## Work to do
The records below hold pictures; please leave those out and retype the rest exactly.

## Web page code records
..........
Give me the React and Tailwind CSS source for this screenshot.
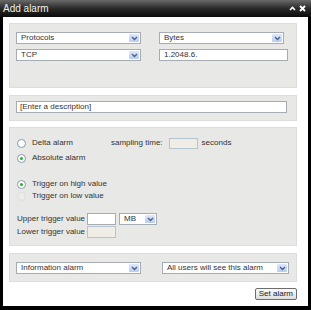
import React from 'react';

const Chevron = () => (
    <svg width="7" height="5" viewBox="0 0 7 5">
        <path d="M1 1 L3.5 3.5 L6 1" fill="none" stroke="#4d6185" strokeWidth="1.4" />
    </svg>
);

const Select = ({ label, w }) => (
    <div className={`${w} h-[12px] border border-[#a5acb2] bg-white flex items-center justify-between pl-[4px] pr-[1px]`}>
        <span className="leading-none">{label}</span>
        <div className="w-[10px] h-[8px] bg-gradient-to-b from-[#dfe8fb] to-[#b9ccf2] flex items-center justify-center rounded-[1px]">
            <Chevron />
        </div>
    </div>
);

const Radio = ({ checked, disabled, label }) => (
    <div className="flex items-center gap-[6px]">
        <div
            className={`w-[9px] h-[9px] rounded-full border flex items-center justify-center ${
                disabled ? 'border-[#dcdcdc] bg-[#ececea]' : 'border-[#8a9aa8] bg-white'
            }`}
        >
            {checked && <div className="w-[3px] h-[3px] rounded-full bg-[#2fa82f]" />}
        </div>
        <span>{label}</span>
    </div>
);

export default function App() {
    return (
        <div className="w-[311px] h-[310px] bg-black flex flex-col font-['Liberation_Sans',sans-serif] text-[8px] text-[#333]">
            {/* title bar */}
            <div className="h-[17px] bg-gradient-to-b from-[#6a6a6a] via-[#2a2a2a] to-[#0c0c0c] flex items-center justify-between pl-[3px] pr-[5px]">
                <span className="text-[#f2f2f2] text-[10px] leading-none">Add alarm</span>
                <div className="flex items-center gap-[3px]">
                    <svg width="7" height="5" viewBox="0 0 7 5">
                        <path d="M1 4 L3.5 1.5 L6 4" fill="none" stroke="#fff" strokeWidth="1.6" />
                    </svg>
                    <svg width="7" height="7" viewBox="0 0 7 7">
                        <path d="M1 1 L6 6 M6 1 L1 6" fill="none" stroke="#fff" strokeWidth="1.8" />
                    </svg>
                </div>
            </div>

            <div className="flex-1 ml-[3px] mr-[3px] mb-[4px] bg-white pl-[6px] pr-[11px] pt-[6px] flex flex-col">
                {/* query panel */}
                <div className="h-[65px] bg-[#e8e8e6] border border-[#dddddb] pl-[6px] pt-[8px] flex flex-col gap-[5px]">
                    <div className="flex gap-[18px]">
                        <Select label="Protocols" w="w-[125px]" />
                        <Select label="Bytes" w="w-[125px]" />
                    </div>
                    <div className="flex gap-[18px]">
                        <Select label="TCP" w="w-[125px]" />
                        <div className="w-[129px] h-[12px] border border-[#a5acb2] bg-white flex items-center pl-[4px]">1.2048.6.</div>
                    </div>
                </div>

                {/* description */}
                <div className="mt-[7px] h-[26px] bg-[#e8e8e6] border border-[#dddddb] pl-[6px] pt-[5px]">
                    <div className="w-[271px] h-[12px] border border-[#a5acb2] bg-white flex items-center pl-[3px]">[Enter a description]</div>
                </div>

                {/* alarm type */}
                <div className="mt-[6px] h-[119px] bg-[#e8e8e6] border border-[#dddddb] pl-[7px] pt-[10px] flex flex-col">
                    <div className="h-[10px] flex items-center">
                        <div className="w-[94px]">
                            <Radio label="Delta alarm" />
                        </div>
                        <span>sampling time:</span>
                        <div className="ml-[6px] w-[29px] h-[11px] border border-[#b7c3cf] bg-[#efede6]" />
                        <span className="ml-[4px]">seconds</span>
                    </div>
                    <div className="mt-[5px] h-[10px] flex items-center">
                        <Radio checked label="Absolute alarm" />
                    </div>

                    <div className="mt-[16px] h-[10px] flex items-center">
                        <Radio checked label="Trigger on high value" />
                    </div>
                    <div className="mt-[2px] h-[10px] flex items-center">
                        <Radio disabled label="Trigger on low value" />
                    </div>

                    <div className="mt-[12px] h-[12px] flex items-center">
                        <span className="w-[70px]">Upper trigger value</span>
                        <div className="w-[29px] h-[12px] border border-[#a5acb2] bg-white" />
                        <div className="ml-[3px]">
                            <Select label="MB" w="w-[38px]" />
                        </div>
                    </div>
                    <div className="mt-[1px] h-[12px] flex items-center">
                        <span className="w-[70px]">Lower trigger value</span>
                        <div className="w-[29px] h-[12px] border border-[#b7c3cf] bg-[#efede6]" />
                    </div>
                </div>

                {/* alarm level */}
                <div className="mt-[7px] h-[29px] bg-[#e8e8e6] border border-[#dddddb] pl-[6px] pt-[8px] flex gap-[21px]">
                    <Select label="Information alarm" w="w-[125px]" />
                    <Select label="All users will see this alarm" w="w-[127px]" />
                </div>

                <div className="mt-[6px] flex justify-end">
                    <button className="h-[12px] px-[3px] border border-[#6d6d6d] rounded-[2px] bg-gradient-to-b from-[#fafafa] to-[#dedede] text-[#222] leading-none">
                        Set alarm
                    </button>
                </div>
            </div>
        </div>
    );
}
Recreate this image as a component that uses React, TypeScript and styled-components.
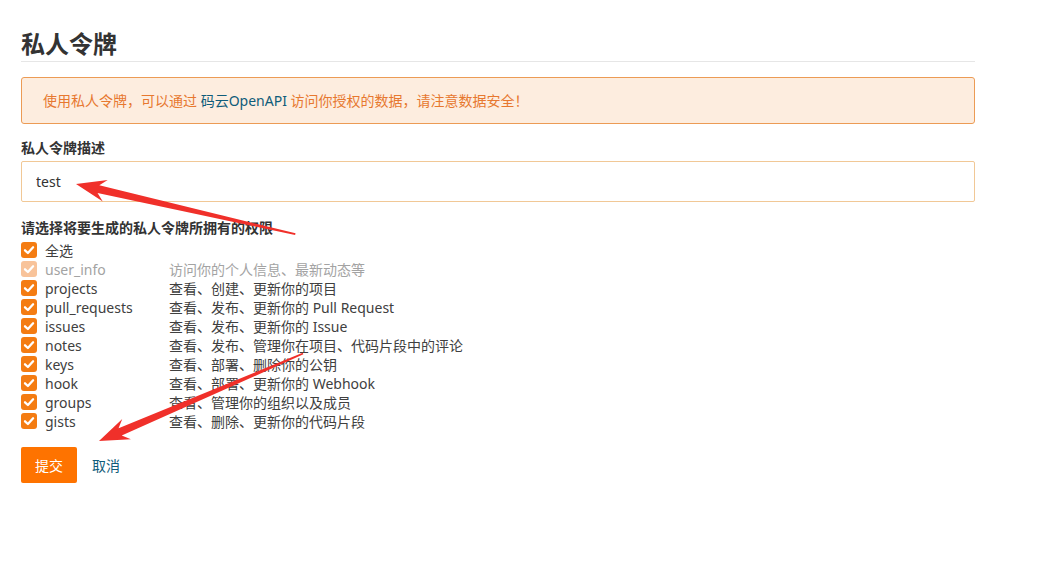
..........
## Result below
Give me the React and Tailwind CSS source for this screenshot.
import React from 'react';

const Chevron = () => (
    <svg width="7" height="5" viewBox="0 0 7 5">
        <path d="M1 1 L3.5 3.5 L6 1" fill="none" stroke="#4d6185" strokeWidth="1.4" />
    </svg>
);

const Select = ({ label, w }) => (
    <div className={`${w} h-[12px] border border-[#a5acb2] bg-white flex items-center justify-between pl-[4px] pr-[1px]`}>
        <span className="leading-none">{label}</span>
        <div className="w-[10px] h-[8px] bg-gradient-to-b from-[#dfe8fb] to-[#b9ccf2] flex items-center justify-center rounded-[1px]">
            <Chevron />
        </div>
    </div>
);

const Radio = ({ checked, disabled, label }) => (
    <div className="flex items-center gap-[6px]">
        <div
            className={`w-[9px] h-[9px] rounded-full border flex items-center justify-center ${
                disabled ? 'border-[#dcdcdc] bg-[#ececea]' : 'border-[#8a9aa8] bg-white'
            }`}
        >
            {checked && <div className="w-[3px] h-[3px] rounded-full bg-[#2fa82f]" />}
        </div>
        <span>{label}</span>
    </div>
);

export default function App() {
    return (
        <div className="w-[311px] h-[310px] bg-black flex flex-col font-['Liberation_Sans',sans-serif] text-[8px] text-[#333]">
            {/* title bar */}
            <div className="h-[17px] bg-gradient-to-b from-[#6a6a6a] via-[#2a2a2a] to-[#0c0c0c] flex items-center justify-between pl-[3px] pr-[5px]">
                <span className="text-[#f2f2f2] text-[10px] leading-none">Add alarm</span>
                <div className="flex items-center gap-[3px]">
                    <svg width="7" height="5" viewBox="0 0 7 5">
                        <path d="M1 4 L3.5 1.5 L6 4" fill="none" stroke="#fff" strokeWidth="1.6" />
                    </svg>
                    <svg width="7" height="7" viewBox="0 0 7 7">
                        <path d="M1 1 L6 6 M6 1 L1 6" fill="none" stroke="#fff" strokeWidth="1.8" />
                    </svg>
                </div>
            </div>

            <div className="flex-1 ml-[3px] mr-[3px] mb-[4px] bg-white pl-[6px] pr-[11px] pt-[6px] flex flex-col">
                {/* query panel */}
                <div className="h-[65px] bg-[#e8e8e6] border border-[#dddddb] pl-[6px] pt-[8px] flex flex-col gap-[5px]">
                    <div className="flex gap-[18px]">
                        <Select label="Protocols" w="w-[125px]" />
                        <Select label="Bytes" w="w-[125px]" />
                    </div>
                    <div className="flex gap-[18px]">
                        <Select label="TCP" w="w-[125px]" />
                        <div className="w-[129px] h-[12px] border border-[#a5acb2] bg-white flex items-center pl-[4px]">1.2048.6.</div>
                    </div>
                </div>

                {/* description */}
                <div className="mt-[7px] h-[26px] bg-[#e8e8e6] border border-[#dddddb] pl-[6px] pt-[5px]">
                    <div className="w-[271px] h-[12px] border border-[#a5acb2] bg-white flex items-center pl-[3px]">[Enter a description]</div>
                </div>

                {/* alarm type */}
                <div className="mt-[6px] h-[119px] bg-[#e8e8e6] border border-[#dddddb] pl-[7px] pt-[10px] flex flex-col">
                    <div className="h-[10px] flex items-center">
                        <div className="w-[94px]">
                            <Radio label="Delta alarm" />
                        </div>
                        <span>sampling time:</span>
                        <div className="ml-[6px] w-[29px] h-[11px] border border-[#b7c3cf] bg-[#efede6]" />
                        <span className="ml-[4px]">seconds</span>
                    </div>
                    <div className="mt-[5px] h-[10px] flex items-center">
                        <Radio checked label="Absolute alarm" />
                    </div>

                    <div className="mt-[16px] h-[10px] flex items-center">
                        <Radio checked label="Trigger on high value" />
                    </div>
                    <div className="mt-[2px] h-[10px] flex items-center">
                        <Radio disabled label="Trigger on low value" />
                    </div>

                    <div className="mt-[12px] h-[12px] flex items-center">
                        <span className="w-[70px]">Upper trigger value</span>
                        <div className="w-[29px] h-[12px] border border-[#a5acb2] bg-white" />
                        <div className="ml-[3px]">
                            <Select label="MB" w="w-[38px]" />
                        </div>
                    </div>
                    <div className="mt-[1px] h-[12px] flex items-center">
                        <span className="w-[70px]">Lower trigger value</span>
                        <div className="w-[29px] h-[12px] border border-[#b7c3cf] bg-[#efede6]" />
                    </div>
                </div>

                {/* alarm level */}
                <div className="mt-[7px] h-[29px] bg-[#e8e8e6] border border-[#dddddb] pl-[6px] pt-[8px] flex gap-[21px]">
                    <Select label="Information alarm" w="w-[125px]" />
                    <Select label="All users will see this alarm" w="w-[127px]" />
                </div>

                <div className="mt-[6px] flex justify-end">
                    <button className="h-[12px] px-[3px] border border-[#6d6d6d] rounded-[2px] bg-gradient-to-b from-[#fafafa] to-[#dedede] text-[#222] leading-none">
                        Set alarm
                    </button>
                </div>
            </div>
        </div>
    );
}
Recreate this image as a component that uses React, TypeScript and styled-components.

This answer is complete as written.